Real-World Automation Workflow Examples That Drive Results

Let me show you three automation workflows that actually work, based on real success stories from automation communities. Each example shows the before, after, and specific ROI you can expect.

Example One: Lead Capture and CRM Automation

This is the most common automation workflow, and it delivers consistent ROI across all business types.

  • Before: Your sales team manually enters leads from forms, email, and social media into your CRM every morning. Takes 90 minutes per day.
  • Automation: New leads from forms, emails, and social messages are automatically captured, deduplicated, and added to your CRM with contact info and source tags
  • After: Leads appear in CRM automatically within minutes of submitting. Your sales team sees fresh leads immediately instead of waiting for manual data entry.
  • ROI: Saves 7.5 hours per week for your sales team. Improved lead response time means more qualified conversations happen the same day leads submit.

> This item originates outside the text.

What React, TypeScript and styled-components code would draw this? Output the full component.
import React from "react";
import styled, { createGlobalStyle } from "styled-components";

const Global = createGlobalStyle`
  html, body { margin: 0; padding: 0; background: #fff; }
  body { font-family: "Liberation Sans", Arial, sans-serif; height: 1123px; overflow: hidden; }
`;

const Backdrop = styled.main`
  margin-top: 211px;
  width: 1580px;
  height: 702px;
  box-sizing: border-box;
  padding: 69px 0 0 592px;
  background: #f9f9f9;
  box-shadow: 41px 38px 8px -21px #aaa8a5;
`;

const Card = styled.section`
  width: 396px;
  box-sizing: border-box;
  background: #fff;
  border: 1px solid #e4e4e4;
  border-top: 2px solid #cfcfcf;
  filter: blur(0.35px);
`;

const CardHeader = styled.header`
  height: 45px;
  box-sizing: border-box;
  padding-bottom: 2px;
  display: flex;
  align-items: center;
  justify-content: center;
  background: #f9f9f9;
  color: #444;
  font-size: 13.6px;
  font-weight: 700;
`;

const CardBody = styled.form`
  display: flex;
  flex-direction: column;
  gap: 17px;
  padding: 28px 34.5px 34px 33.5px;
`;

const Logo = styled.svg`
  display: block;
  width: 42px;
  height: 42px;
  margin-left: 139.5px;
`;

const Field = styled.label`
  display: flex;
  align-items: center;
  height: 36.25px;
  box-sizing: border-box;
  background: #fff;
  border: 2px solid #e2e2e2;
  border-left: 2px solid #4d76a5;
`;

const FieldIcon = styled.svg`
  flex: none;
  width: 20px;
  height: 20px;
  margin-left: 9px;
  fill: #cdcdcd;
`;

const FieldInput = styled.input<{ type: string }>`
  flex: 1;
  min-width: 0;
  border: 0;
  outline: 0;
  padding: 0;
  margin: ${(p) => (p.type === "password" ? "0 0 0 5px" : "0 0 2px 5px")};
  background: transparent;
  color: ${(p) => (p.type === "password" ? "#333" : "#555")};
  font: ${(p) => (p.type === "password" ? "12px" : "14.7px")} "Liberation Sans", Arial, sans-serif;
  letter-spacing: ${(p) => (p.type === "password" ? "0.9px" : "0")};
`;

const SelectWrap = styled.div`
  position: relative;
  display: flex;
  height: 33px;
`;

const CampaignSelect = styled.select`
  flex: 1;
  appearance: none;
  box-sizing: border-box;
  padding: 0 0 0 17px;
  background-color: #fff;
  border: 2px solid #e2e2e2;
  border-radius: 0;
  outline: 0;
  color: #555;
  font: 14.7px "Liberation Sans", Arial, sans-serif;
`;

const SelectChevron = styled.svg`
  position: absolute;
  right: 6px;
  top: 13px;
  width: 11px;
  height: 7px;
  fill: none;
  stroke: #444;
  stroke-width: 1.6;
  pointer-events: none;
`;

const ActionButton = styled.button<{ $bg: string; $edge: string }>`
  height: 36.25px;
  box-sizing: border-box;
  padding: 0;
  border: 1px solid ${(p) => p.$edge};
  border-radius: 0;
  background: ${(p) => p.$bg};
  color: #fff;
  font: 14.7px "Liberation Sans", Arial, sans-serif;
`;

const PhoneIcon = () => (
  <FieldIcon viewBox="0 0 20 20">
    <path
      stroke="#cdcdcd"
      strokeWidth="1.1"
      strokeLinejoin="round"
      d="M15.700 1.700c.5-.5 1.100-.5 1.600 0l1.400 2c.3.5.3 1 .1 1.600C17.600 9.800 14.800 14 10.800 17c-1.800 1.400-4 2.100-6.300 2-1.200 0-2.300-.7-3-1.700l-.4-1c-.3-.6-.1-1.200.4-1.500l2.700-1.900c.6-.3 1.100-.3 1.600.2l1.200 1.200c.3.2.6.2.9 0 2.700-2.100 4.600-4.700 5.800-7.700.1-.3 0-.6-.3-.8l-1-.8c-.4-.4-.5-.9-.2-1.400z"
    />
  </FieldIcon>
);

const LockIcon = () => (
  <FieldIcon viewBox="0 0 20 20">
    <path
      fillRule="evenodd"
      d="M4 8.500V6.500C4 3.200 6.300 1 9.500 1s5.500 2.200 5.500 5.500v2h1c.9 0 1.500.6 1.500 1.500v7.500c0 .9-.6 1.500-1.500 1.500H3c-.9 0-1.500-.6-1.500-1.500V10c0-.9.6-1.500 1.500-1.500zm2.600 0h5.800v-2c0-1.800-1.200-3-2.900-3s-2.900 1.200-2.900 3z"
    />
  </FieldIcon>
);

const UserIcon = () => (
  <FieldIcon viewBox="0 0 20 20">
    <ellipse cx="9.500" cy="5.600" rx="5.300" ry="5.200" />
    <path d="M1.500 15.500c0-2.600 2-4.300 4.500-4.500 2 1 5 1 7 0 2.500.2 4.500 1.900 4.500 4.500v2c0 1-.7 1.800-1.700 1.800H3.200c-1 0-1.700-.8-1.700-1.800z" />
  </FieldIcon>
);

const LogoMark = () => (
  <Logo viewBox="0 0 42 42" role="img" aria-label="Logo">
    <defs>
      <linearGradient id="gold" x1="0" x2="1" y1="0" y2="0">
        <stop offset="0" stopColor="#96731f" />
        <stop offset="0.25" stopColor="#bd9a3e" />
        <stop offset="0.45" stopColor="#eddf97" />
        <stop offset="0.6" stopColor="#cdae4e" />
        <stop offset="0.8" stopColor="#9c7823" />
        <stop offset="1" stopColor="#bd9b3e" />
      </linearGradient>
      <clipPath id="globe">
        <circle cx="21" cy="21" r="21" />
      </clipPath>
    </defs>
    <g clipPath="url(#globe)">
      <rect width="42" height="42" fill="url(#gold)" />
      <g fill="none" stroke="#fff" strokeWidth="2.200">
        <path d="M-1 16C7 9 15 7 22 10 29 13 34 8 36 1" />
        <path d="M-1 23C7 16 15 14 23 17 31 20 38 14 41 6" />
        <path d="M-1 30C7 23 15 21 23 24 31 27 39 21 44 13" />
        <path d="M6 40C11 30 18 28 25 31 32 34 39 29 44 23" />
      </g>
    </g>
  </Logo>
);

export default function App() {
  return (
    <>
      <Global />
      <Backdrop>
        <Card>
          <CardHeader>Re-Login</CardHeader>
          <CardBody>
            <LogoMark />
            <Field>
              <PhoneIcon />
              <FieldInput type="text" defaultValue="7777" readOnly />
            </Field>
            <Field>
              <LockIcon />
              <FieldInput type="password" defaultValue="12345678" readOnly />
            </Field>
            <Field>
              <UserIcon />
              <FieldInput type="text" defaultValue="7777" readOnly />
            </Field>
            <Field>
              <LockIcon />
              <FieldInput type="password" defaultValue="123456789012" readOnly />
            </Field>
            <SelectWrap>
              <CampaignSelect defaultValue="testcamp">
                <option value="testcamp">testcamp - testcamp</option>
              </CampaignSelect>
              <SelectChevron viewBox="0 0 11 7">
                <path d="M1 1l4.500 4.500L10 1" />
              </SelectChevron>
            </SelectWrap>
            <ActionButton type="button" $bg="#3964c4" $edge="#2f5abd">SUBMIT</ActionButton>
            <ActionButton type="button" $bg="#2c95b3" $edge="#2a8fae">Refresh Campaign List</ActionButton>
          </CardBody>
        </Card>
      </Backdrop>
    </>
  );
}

Example Two: Content Distribution and Social Media Automation

Content creators and marketing teams see immediate productivity gains from this workflow.

  • Before: After publishing a blog post, your marketing team manually creates social media posts, schedules them across 4 platforms, and sends emails. Takes 120 minutes per post.
  • Automation: New blog posts trigger automatic creation of social media variations (Twitter thread, LinkedIn article, Instagram carousel), scheduling them at optimal times, and sending an email announcement to your list
  • After: One blog post automatically becomes four variations optimized for each platform, scheduled over 2 weeks for maximum reach
  • ROI: Saves 2 hours per blog post. Increases total distribution reach by 40% because content goes out consistently instead of just once at publication

Example Three: Data Processing and Reporting Automation

This workflow is powerful for teams dealing with customer data, analytics, or reporting requirements.

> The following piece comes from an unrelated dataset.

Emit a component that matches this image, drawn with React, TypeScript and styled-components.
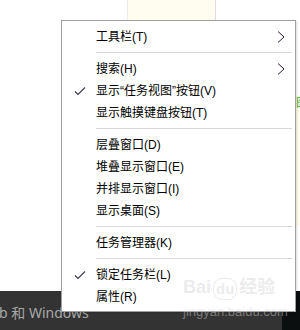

  • Before: Every Friday, someone spends 3 hours pulling data from different sources, combining it in a spreadsheet, creating charts, and sending reports to stakeholders
  • Automation: Data is pulled automatically from all sources, combined in your database, charts are generated, and reports are sent to stakeholders every Friday morning
  • After: Stakeholders receive accurate, up to date reports automatically. Your team is free to do strategic analysis instead of manual data pulling
  • ROI: Saves 3 hours per week. Improves report consistency and eliminates manual data entry errors that used to require corrections
Pro Tip: When designing data processing workflows, always include error handling that sends you alerts. Automated processes can silently fail and corrupt data if you're not monitoring. Use your automation platform's native error handling tools or set up separate alerts through email or Slack.

Common Mistakes to Avoid When Building Automation Workflows

I've watched dozens of automation projects fail from the same preventable mistakes. Learn from them instead of repeating them.

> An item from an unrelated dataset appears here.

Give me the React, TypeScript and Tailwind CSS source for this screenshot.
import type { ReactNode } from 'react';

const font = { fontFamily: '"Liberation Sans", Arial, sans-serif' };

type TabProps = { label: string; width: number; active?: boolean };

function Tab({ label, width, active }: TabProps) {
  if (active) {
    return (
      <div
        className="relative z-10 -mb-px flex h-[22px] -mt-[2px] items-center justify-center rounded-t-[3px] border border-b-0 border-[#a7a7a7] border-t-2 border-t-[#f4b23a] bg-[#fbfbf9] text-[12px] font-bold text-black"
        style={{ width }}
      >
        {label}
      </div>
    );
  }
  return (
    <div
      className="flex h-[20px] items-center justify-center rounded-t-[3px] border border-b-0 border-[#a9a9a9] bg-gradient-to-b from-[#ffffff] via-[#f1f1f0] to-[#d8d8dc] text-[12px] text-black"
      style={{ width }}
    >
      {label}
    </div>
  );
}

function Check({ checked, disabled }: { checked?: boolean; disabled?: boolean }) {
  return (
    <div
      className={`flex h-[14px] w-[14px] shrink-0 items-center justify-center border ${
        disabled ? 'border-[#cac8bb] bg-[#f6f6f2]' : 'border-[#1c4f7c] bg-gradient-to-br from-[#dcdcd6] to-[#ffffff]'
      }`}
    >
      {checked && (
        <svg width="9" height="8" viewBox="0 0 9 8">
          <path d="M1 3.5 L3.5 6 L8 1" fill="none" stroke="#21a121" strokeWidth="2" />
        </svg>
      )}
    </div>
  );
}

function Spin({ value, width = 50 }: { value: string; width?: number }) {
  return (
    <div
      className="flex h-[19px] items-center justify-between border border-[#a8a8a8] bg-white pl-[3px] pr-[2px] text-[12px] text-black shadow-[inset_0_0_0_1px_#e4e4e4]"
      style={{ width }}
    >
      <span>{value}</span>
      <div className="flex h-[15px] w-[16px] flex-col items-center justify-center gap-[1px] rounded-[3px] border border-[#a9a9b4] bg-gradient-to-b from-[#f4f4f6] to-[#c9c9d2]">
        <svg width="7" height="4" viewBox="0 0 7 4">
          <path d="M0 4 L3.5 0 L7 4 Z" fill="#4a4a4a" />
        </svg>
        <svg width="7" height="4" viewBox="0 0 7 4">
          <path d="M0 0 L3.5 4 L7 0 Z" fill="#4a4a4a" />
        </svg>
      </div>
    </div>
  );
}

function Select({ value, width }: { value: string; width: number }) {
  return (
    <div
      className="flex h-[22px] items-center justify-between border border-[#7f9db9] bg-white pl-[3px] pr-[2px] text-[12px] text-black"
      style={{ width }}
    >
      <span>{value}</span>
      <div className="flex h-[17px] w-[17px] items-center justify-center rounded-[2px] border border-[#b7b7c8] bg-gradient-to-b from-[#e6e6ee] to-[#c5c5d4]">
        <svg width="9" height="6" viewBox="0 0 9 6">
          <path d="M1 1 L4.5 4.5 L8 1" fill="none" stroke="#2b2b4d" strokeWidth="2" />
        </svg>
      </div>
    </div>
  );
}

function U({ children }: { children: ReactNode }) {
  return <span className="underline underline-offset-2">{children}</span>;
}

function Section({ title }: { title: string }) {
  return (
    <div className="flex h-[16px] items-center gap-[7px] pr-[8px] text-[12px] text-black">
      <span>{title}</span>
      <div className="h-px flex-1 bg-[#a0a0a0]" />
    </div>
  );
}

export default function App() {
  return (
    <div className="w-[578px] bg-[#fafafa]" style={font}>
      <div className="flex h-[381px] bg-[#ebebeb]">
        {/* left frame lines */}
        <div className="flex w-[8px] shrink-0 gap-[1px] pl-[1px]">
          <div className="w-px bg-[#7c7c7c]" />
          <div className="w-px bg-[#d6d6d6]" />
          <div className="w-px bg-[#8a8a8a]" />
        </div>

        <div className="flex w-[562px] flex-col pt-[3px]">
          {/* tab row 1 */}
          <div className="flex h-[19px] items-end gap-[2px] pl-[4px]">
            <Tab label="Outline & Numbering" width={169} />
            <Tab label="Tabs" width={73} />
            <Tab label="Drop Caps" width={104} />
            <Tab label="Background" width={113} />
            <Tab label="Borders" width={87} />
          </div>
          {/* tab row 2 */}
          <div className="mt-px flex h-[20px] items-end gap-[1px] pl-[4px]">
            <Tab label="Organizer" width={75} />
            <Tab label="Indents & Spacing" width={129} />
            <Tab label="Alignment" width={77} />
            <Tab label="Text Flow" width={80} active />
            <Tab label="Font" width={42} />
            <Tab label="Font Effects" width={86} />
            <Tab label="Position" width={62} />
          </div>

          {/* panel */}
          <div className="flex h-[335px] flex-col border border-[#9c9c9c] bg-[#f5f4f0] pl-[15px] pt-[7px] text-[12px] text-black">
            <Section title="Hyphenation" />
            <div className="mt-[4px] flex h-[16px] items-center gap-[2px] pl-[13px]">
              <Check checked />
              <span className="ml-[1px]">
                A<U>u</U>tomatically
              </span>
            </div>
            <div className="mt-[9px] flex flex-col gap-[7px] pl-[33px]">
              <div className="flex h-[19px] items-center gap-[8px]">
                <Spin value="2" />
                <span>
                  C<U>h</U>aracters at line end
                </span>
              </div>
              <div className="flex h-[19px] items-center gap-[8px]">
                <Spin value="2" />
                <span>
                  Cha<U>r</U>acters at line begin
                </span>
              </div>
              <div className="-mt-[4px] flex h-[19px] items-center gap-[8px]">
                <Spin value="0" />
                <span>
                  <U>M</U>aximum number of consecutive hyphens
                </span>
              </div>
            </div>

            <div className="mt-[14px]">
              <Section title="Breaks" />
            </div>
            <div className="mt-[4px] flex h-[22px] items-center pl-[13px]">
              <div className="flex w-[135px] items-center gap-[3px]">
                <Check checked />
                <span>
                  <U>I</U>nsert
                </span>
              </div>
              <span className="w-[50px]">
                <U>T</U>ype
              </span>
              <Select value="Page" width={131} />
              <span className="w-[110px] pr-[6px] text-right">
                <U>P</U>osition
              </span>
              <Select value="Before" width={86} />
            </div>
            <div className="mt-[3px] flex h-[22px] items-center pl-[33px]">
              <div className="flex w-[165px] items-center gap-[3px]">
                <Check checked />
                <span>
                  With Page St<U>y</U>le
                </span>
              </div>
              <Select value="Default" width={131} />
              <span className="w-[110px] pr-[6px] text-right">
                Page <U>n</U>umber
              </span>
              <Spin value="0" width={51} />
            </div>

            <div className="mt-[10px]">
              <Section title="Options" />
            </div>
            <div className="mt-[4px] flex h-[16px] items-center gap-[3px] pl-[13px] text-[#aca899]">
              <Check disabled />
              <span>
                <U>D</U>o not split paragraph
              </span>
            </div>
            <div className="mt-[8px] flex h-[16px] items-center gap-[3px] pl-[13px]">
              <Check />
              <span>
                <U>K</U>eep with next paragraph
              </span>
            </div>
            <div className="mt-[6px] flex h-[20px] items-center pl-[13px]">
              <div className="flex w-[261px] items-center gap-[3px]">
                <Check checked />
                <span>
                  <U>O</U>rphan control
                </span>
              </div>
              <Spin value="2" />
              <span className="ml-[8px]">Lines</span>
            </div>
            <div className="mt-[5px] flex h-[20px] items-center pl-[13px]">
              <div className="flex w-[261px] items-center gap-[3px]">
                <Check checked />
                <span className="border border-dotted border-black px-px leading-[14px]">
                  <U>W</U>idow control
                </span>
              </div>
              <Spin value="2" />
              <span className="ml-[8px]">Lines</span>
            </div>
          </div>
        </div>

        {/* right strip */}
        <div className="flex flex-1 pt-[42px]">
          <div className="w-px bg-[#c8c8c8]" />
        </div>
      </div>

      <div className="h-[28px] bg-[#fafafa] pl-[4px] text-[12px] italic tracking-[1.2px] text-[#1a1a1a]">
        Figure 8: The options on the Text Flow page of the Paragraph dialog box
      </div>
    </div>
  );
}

  • Building automation without understanding the full process first: You'll optimize for the wrong metrics and create workflows that solve the wrong problem
  • Over automating from the start: Automate 70% of the workflow first, then add complexity. Simpler workflows work better and fail less often
  • Not building in error handling: When something breaks, your entire workflow becomes silent garbage instead of alerting you to problems
  • Choosing tools based on features instead of your specific workflow: Fancy tools cause problems when you don't actually use 90% of their features
  • Failing to document your automation: When the person who built it leaves or takes vacation, nobody can maintain or troubleshoot the system
  • Not testing before going live: Always parallel run your automation against manual processes before trusting it 100%
  • Ignoring performance monitoring: Most automation systems slowly degrade until they're 60% reliable and nobody notices until customers complain

How to Get Started Building Your First Automation Workflow Today

You don't need weeks of planning to start. You can build and test your first workflow this week if you focus on the right process.

  1. Immediate action (today, 15 minutes): Write down one repetitive task that takes you 2-5 hours per week. This is your first automation candidate.
  2. Short term action (this week, 3-4 hours): Map out that process step by step. Document what happens at each stage and what data moves between steps.
  3. Medium term action (next 1-2 weeks, 5-8 hours): Build your first automation using Zapier or Make following the four-step framework I outlined. Test it thoroughly with real data.
  4. Longer term (ongoing): Monitor your automation, collect time savings data, and build your next workflow based on what you learned from the first one

Conclusion: Your Automation Journey Starts With Strategy

The difference between automation that transforms your business and automation that wastes your time is strategy. By following the four step framework, choosing the right tools for your specific workflow, building and testing incrementally, and monitoring your results, you'll create automation systems that actually work. Your first workflow might save you 5-10 hours per week. Your fifth workflow might save you 20 hours per week. But all of them start with the same strategic foundation. Start small, document your process, and build your automation system step by step.

Remember: The best automation is the one that actually gets built and tested properly. Don't aim for perfect, aim for working. You can always optimize and add complexity to your automation system after it's running smoothly.